Paris İklim Değişikliği Anlaşması’nda 2020 yılı sonrası süreçte, iklim değişikliği tehlikesine karşı küresel sosyoekonomik dayanaklılığın güçlendirilmesini hedeflemektedir. Paris Anlaşması’nın uzun dönemdeki hedefi, küresel sıcaklık artışını 2 derece gün altında tutabilmektir. Bu hedef, fosil yakıt (Petrol, Kömür) kullanımını azaltmaya yönelik olarak binaların ısı yitiklerine ve ısı yüklerine karşı et kalınlığı fazla olan malzemelerle izole edilmesinin sağlanması ve yenilenebilen enerji kaynaklarına yönelmesidir. Isı yalıtım malzemelerinin daha kalın kullanılması hem fosil kaynak tüketiminin azalmasına hem enerji tasarrufuna, hem cebimizden daha az para çıkmasına hem de çevre kirliliğine ciddi katkı sağlayacaktır.
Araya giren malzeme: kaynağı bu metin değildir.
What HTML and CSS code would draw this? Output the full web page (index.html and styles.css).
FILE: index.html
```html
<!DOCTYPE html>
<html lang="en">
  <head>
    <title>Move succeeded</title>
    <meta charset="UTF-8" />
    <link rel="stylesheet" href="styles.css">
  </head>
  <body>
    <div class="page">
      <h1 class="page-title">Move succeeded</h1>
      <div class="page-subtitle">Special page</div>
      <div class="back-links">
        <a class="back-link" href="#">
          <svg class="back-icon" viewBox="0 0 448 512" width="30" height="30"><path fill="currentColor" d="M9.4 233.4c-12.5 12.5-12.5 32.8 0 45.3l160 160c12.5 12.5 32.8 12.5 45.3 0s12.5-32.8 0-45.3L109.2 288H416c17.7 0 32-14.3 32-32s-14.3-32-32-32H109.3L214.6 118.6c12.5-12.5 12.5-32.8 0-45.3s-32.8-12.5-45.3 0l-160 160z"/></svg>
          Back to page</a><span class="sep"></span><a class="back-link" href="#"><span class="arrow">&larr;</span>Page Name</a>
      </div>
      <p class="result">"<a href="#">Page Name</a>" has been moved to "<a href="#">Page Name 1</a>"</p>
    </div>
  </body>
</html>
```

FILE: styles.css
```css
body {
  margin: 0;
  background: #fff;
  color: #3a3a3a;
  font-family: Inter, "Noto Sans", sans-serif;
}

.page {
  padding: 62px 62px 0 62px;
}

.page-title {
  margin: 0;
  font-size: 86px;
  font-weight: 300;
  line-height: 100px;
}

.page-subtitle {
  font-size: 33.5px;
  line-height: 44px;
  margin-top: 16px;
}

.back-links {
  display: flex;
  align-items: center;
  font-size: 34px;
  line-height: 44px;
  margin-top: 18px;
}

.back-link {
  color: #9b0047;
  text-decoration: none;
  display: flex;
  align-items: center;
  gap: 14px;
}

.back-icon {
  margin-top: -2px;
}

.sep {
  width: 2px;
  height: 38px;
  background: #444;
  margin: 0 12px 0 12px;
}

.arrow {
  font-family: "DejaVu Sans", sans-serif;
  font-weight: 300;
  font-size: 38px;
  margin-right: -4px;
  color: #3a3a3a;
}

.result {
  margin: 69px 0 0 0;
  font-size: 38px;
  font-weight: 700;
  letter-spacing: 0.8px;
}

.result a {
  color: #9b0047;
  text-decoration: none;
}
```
Avrupa standartlarına uygun, enerji tasarruflu binalara sahip olabilmemiz için kamu, sektör ve vatandaş olarak neler yapmalıyız?
Kamuda U değerlerinin düşürülmesi ile ilgili oluşturulan komisyon bazı çalışmalar yapmış ve belki de TSE 825’i revize edeceklerdir. Bu da U değerlerinin düşmesine ve kalınlıkların artmasını sağlayacaktır. İZODER bu konularda üstüne düşeni fazlasıyla yapma çabası içindedir. Bunu üyeleri ile paylaştığı duyurulardan bilmekteyiz. Vatandaş kulaktan dolma bilgilerden ziyade 28 yıla yaklaşan tecrübeleri ile uzmanlaşan bilgi birikimi hayli yoğun olan bir STK olan İZODER’in sitesinden her türlü belge ve bilgiye rahatlıkla ulaşabilmektedir.
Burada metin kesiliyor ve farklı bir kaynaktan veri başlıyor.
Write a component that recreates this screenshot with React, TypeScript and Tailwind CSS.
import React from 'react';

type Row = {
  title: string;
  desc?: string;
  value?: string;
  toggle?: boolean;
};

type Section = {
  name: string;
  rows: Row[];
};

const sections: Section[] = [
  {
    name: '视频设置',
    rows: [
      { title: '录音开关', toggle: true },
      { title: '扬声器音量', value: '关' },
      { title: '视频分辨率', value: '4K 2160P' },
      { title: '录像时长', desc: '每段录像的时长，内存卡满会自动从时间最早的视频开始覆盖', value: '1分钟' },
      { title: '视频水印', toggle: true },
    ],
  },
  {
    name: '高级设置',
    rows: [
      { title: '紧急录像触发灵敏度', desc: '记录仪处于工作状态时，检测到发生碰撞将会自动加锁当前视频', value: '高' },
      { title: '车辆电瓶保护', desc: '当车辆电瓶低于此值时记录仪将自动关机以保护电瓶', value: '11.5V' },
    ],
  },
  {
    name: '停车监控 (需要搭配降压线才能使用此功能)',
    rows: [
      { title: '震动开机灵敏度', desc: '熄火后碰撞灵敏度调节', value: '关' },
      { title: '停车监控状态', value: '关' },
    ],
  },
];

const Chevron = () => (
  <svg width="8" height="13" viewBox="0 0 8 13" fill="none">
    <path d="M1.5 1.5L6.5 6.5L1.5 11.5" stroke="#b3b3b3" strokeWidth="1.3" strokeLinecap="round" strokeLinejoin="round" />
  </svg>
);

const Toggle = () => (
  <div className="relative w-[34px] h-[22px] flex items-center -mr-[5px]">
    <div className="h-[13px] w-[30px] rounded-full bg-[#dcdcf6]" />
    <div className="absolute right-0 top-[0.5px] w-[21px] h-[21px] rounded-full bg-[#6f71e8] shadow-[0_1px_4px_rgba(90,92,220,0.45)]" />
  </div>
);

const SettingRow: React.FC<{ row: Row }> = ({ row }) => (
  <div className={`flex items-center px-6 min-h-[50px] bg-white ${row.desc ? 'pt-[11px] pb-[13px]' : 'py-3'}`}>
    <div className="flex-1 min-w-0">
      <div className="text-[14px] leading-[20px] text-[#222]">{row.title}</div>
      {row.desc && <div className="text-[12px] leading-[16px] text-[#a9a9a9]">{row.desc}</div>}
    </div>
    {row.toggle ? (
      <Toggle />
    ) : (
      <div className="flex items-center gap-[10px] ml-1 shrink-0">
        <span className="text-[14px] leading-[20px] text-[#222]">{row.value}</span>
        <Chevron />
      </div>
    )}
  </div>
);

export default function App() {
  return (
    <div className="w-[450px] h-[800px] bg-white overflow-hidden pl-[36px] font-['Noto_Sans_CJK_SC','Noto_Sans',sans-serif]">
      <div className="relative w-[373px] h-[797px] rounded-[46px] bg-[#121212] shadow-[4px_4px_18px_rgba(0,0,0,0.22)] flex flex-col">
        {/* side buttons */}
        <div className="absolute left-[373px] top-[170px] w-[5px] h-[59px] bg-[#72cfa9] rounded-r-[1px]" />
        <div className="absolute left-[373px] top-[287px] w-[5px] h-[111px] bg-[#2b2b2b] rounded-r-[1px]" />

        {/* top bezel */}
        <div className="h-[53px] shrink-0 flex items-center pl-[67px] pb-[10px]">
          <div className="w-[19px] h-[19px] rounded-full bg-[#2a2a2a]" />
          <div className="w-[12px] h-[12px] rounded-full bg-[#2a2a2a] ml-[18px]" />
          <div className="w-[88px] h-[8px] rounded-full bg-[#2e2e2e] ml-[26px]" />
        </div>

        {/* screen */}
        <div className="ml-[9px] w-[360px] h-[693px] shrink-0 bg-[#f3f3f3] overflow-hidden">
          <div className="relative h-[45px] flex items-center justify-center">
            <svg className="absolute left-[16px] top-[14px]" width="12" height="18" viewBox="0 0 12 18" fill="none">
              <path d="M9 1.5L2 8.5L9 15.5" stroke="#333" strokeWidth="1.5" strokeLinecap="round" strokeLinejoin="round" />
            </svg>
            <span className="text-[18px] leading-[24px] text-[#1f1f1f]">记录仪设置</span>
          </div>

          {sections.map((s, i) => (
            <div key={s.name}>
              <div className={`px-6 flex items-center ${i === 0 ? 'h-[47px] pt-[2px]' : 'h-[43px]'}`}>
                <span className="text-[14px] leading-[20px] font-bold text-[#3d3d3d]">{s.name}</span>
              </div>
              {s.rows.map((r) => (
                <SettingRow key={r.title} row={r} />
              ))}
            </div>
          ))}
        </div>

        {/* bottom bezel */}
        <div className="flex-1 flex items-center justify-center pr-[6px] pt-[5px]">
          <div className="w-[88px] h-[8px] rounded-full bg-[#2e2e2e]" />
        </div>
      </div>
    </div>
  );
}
Enerji verimliliğinde Avrupa Birliği normlarını yakalama anlamında şu anda ne noktadayız? Bu konudaki eksiklikler ve yapılması gerekenler sizce nelerdir?
Şu bir gerçek ki Avrupa’daki U değerleri düşük ve yalıtım kalınlıkları bizim hayli üstümüzdedir. Son dönemlerde ısı yitiği ve ısı yüklerinin azaltılması adına, ülkemizdeki yapılan Çevre Şehircilik ve İklim Değişikliği Bakanlığı’nca yürütülen çalışmaların sonuçlanması ile ülke olarak Avrupa normlarına doğru bir mesafe kat edeceğimizi umuyorum. TSE 825’in bir an önce revizyonu gereklidir.
Doğru malzeme ve yardımcı ürünler kullanımı, doğru işçilik ve doğru montaj noktasında ülkemizde yapılan yalıtım uygulamalarını genel olarak yeterli görüyor musunuz? Bu noktadaki temel eksiklikler ve yanlışlar nelerdir?
Doğru malzeme seçimi çok göreceli bir kavramdır. Şöyle ki ülkemizde yalıtım uygulamalarında uyulması gereken yönetmelikler mevcut ve doğru anlaşılır bilgilerle donatılmış iki çarpıcı örnek vermek istiyorum.
Yangın yönetmeliği, cepheler madde 27- (Değişik 16/03/2015-2015/7401 K) b şıkkı dış cephesi zor alevlenici malzeme ve sistemden oluşan yüksekliği 28,50 m’den az olan binalarda, tabii veya tesviye edilmiş zemin kodu üzerindeki 1,5 m mesafe hiç yanmaz ve su emmeyen malzeme ile kaplanmalı; bina yüksekliği 6,50 m’den yüksek olan binalarda pencere ve benzeri boşlukların yan kenarları en az 15 cm ve üst kenarı en az 30 cm eninde hiç yanmaz malzeme ile yangın bariyeri oluşturulmalıdır diye, çok net tarif etmesine karşın, maalesef uygulamada buna dikkat edilmemektedir. Biz firma olarak uygulamaya yönelik seminerler düzenlemekte ve doğru malzeme seçimi ve doğru uygulamaları anlatmaktayız.
Ciddi eksikliklerden bir tanesi de işin uzmanı teknik elemanlarca yeterli denetimlerin yapılmamasıdır. Bunun sonucunda da son kullanıcı yapılan uygulamadan istediği sonucu alamamaktadır.
Çatı cephe ve zeminde doğru ürün ve doğru uygulayıcı firma seçiminde tüketici nelere dikkat etmeli?
Genel yalıtım uygulamalarında öncelikle teknik ve idari şartnameler hazırlanır. Firmanın referanslarına bakılır, daha sonra da personel ve ekipmanlarının listesi istenir tüm bu aşamadan sonra anlaşmaya oturulur.